As you progress through the interlinked districts of the game's cauldron of post-apocalypse, the developers demonstrate they understand the subtler side of a good Metroidvania too. Some gadgets are nifty in and of themselves - a portal gun, for instance - while others are seemingly prosaic, like a boomerang device called the crossblade and an earthquake gauntlet, but all of them are used in inventive and measured fashion. Most vitally, and no matter the scale of the complicated puzzle you're solving, you come to trust the game to treat you respectfully and deposit you in the right place to make quick progress once you're done with something.
There's attention to detail, but that attention to you is evident all the way through. Some of the puzzles in the Destroyer's tower near the end, for instance, ask you to gather light sources and transfer them to a central hub, which involves retreating through your own footsteps using different mechanisms and combinations of your gadgets to the ones you used originally. While many elements of the level furniture that you require to go in both directions are in plain sight at all times, it's always clear what is relevant now and what will become relevant later on.
Combat is the other great pillar of the game, and there are boatloads of ways to fight people in Darksiders, with an impressive range of mashy sword attacks, secondary weapons and combo attacks to discover or purchase from the sinister shop-demon, Vulgrim. You can also earn Wrath attacks - spikes from the ground, spinning knives, that sort of thing - and equip active and passive modifiers to your key weapons.
You even get to use projectile weapons occasionally, including a sort of angel cannon and a demonic grenade launcher with remote-detonation capability. However you fight though, individual skirmishes usually end as you opt for an ultraviolent one-button finishing move once an enemy is in a dazed state.
These finishers are dazzlingly gratuitous and gory, to the extent that by the end of the game the sight of War merely slicing an angel's wings off and then impaling it on his gigantic Chaoseater sword is utterly blasé. You take out one boss by going inside its head and cutting it apart from the inside out, and in another satisfying outcome you dispatch a long-term antagonist by squashing his head in your fist. Other demons simply have their arms lopped off at the elbow before you stab them in the face, and giant worms must learn not to expose their bellies.
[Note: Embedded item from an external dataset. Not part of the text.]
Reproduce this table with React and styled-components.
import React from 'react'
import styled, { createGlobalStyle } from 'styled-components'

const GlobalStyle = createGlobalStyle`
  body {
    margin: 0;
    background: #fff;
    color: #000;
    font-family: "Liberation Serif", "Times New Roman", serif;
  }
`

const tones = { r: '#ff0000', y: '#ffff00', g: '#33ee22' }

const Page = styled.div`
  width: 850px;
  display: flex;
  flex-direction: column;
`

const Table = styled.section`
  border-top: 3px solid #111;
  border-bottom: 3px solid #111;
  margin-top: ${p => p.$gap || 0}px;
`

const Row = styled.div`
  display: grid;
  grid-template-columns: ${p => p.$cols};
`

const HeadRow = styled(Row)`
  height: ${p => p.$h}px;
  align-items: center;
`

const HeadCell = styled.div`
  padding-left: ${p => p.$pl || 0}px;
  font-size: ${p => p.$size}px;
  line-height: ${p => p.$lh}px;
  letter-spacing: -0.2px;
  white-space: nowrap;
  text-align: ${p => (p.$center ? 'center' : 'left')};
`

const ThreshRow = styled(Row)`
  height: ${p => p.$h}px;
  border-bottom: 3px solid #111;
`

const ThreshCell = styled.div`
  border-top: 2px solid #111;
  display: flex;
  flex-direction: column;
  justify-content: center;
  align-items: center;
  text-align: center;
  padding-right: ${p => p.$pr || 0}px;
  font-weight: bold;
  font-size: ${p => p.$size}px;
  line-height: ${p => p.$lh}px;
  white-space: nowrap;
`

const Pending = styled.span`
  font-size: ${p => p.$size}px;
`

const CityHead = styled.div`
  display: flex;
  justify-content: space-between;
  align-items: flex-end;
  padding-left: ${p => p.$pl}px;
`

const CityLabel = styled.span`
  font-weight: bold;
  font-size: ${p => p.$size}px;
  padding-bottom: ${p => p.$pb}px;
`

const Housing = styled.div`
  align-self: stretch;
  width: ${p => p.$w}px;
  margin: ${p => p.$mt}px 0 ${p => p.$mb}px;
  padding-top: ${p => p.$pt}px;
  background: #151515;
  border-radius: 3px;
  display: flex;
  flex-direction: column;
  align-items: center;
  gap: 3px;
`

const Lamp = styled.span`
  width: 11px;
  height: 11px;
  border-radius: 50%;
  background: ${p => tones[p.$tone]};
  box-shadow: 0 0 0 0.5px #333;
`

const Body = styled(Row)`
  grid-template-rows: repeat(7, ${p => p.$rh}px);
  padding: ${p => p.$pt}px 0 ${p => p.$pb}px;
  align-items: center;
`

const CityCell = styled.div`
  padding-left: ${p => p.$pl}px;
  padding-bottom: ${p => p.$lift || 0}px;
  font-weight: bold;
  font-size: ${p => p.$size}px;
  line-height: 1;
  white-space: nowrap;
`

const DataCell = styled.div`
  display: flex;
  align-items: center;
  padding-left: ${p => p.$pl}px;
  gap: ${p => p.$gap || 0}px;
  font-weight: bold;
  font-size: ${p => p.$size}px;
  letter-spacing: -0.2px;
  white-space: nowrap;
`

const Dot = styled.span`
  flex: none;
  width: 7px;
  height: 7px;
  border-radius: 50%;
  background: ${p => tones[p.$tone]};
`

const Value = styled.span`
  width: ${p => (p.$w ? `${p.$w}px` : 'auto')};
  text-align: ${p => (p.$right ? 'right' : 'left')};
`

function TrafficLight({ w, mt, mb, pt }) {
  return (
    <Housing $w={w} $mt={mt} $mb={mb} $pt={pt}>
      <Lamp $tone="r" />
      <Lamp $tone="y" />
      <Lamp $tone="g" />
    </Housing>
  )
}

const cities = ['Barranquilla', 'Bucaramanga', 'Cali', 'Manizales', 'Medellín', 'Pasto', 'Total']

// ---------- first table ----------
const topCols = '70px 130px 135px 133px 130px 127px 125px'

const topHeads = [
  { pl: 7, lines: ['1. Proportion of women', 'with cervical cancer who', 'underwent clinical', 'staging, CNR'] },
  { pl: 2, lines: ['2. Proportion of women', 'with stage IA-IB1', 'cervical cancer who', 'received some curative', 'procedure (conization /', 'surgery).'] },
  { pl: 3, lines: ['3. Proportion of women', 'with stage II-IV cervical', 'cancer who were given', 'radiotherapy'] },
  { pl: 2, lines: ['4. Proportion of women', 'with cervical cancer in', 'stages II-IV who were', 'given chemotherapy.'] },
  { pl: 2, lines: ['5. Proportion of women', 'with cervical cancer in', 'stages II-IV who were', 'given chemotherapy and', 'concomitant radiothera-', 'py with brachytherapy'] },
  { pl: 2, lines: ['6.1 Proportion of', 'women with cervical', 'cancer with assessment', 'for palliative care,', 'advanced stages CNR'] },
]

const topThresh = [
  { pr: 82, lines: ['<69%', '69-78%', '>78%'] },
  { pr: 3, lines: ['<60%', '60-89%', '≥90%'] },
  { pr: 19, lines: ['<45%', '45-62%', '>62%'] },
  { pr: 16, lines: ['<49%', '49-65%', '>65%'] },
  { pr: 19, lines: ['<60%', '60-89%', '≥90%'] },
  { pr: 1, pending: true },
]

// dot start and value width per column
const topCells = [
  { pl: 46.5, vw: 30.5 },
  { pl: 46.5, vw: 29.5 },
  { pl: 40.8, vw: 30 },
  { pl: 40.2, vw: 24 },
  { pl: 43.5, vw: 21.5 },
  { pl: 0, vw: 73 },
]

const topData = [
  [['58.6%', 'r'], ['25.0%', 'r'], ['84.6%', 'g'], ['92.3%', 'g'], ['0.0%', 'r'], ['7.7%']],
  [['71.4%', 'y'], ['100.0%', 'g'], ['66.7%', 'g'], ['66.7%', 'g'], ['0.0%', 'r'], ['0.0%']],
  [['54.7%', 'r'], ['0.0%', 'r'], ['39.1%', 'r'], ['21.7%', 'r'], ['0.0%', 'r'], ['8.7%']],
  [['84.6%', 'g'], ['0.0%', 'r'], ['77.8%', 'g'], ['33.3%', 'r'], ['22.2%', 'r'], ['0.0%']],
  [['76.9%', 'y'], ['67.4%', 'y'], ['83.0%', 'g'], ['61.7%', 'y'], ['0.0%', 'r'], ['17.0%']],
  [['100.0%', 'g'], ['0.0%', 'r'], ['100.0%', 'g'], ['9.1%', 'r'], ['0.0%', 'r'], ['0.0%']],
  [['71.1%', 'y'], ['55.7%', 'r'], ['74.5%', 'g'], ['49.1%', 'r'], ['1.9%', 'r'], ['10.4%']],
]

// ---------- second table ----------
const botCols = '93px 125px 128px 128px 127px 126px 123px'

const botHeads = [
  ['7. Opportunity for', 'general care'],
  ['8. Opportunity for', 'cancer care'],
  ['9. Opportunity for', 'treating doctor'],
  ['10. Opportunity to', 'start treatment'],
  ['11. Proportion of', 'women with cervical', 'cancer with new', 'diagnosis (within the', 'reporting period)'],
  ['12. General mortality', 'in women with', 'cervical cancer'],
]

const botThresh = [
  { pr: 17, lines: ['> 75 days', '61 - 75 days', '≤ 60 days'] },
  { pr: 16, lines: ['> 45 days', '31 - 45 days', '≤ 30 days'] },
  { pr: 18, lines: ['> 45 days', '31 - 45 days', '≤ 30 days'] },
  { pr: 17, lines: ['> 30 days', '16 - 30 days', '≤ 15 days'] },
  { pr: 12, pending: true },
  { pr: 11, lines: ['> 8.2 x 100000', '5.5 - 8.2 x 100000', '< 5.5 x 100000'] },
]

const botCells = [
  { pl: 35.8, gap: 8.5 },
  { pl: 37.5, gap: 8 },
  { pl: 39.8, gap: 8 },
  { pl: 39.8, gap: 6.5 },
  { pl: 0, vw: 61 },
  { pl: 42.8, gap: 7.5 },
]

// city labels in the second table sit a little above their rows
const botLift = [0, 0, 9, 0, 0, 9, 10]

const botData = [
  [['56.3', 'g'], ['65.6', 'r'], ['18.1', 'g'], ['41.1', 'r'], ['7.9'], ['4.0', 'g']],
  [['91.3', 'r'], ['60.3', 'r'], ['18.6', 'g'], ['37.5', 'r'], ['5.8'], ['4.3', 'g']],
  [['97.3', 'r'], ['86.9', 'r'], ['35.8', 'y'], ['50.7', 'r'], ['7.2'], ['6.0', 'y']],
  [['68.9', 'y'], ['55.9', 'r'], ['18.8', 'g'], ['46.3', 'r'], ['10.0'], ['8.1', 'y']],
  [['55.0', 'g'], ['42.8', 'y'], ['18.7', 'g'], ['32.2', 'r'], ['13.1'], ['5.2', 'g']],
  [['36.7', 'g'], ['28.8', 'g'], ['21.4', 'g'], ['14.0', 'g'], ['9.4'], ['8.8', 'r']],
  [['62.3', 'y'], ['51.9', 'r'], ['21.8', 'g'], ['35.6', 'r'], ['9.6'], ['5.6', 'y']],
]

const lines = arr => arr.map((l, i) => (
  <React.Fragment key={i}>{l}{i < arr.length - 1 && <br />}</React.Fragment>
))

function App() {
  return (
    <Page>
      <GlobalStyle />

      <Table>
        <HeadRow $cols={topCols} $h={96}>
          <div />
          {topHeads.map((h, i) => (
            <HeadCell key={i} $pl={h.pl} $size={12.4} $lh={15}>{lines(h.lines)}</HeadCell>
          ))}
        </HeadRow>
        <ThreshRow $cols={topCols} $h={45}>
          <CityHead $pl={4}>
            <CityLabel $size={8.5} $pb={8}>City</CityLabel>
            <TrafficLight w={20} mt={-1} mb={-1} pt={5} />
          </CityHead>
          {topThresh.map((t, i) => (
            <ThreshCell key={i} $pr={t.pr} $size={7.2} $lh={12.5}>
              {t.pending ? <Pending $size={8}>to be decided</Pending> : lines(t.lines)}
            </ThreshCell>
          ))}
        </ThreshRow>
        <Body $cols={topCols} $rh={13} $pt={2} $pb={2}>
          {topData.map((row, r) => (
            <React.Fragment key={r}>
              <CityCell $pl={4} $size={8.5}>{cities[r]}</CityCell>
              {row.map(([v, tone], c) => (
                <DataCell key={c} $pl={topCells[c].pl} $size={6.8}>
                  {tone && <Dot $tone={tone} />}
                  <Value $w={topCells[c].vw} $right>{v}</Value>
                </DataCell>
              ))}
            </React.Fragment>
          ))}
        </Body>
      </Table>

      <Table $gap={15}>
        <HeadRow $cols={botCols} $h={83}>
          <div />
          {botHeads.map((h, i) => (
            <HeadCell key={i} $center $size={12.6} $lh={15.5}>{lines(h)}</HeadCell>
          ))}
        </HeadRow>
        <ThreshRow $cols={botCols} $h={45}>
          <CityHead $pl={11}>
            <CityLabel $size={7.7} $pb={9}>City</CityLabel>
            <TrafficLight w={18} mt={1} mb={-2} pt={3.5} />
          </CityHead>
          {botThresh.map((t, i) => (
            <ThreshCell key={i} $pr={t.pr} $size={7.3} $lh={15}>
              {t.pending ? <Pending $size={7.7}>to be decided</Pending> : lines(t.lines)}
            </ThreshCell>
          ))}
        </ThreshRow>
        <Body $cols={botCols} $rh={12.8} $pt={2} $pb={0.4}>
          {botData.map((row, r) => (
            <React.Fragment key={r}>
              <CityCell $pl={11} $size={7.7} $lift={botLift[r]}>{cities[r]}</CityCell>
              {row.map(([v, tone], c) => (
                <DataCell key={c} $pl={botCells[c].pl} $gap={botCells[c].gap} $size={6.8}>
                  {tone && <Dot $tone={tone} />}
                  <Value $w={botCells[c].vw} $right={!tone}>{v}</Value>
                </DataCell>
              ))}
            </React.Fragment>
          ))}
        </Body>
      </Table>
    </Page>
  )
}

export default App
None of it is actually horrendous, however, because Darksiders is deliberately colourful and cartoon-like - which comes as no surprise given that the game's creative director is one Joe Madureira, better known as a comic-book writer and artist of considerable merit. He and his colleagues deserve credit for the game's coherent, engaging aesthetic and the magnetic characters therein.
War, for instance, is a chiselled vision of action-figure doom, who dances through exotic combos and finishers with ballet-dancer choreography, and speaks with an accent and dialogue pitched carefully south of parody despite his growling delivery. Mark Hamill, meanwhile, demonstrates that last summer's Joker (and I suppose Luke Skywalker) was no fluke with his impish turn as the scheming Watcher, and others like the inexplicably Scottish giant Ulthane are hammered into smoother and slicker shape than you might expect.
Likewise, the narrative revelations in the final third and the crowd-pleasing finale are also pleasantly devoid of cliché. Darksiders may be a game where you win the ability to summon or dispense with a magical demon horse by pressing both bumpers, but it's a game built on a story rather than a scenario, with a vision that perhaps deserves the second instalment the ending elegantly requests.
With that said, the combat doesn't mature as enjoyably as the dungeon design, because at least on Normal difficulty the range of options remains a range of options, while you focus on a few successful core techniques (in my case, the harpoon dash, home-run swing and dashing evades) that work more or less throughout.
One of the best twists in the story is the absence of a twist when you most expect it.
There are neat counters and combos galore, but even a few stylish in-line tutorial sections struggle to guide your hand in new directions as effortlessly as the game does with its puzzle design. It does eventually present a few more exotic enemies and overlong engagements, but by the time you're forced to innovate the need to do so feels out of touch with the whole, and becomes frustrating rather than liberating as it might have been earlier.
Boss and mini-boss design is an exception, at least, with some enjoyable brawls that, at their best, are more like hazardous puzzles with a bit of cannon fodder than traditional hackandslash showdowns. There's a giant enemy crab who needs to catch a train, for instance, and a recurring demon robot with a ball on a chain, whose various ends are probably best described as a triumph. Plus, you get to do one and a half boss fights on your horse, and Eurogamer is explicitly pro-horse.
It's the puzzle and exploration side of Darksiders that continually elevate it, however - in the exciting secret rooms that confer souls, maps, artefacts and components of the elusive Abyssal Armour; in the elaborate, dungeon-wide puzzles that draw from every extremity of your growing inventory of tools; and above all in the growing sense that if you're missing something then it must be right in front of you, and not something obtuse that you will resent when you eventually discover it.
The only slight criticism is that it's difficult to keep track of areas that you will need to return to with a new tool, and once the game is over your inability to quickly identify areas with secrets still to reveal may put you off the job of revisiting them for remaining treats - something that feels like a letdown in light of Arkham Asylum in particular.
Still, while on the surface of it Darksiders feels like a game with a lot of good ideas but only a few of its own, where even a brief flying section on an angelic mount owes rather a lot to Panzer Dragoon, overall the silly old story and wonderful art style give terrific heft to the universe, and the clockwork of the puzzles and game systems are precision-engineered in a manner that you come to trust implicitly. It may be a game of betrayal and redemption, but you won't feel hard done by if you choose to begin 2010 in its company.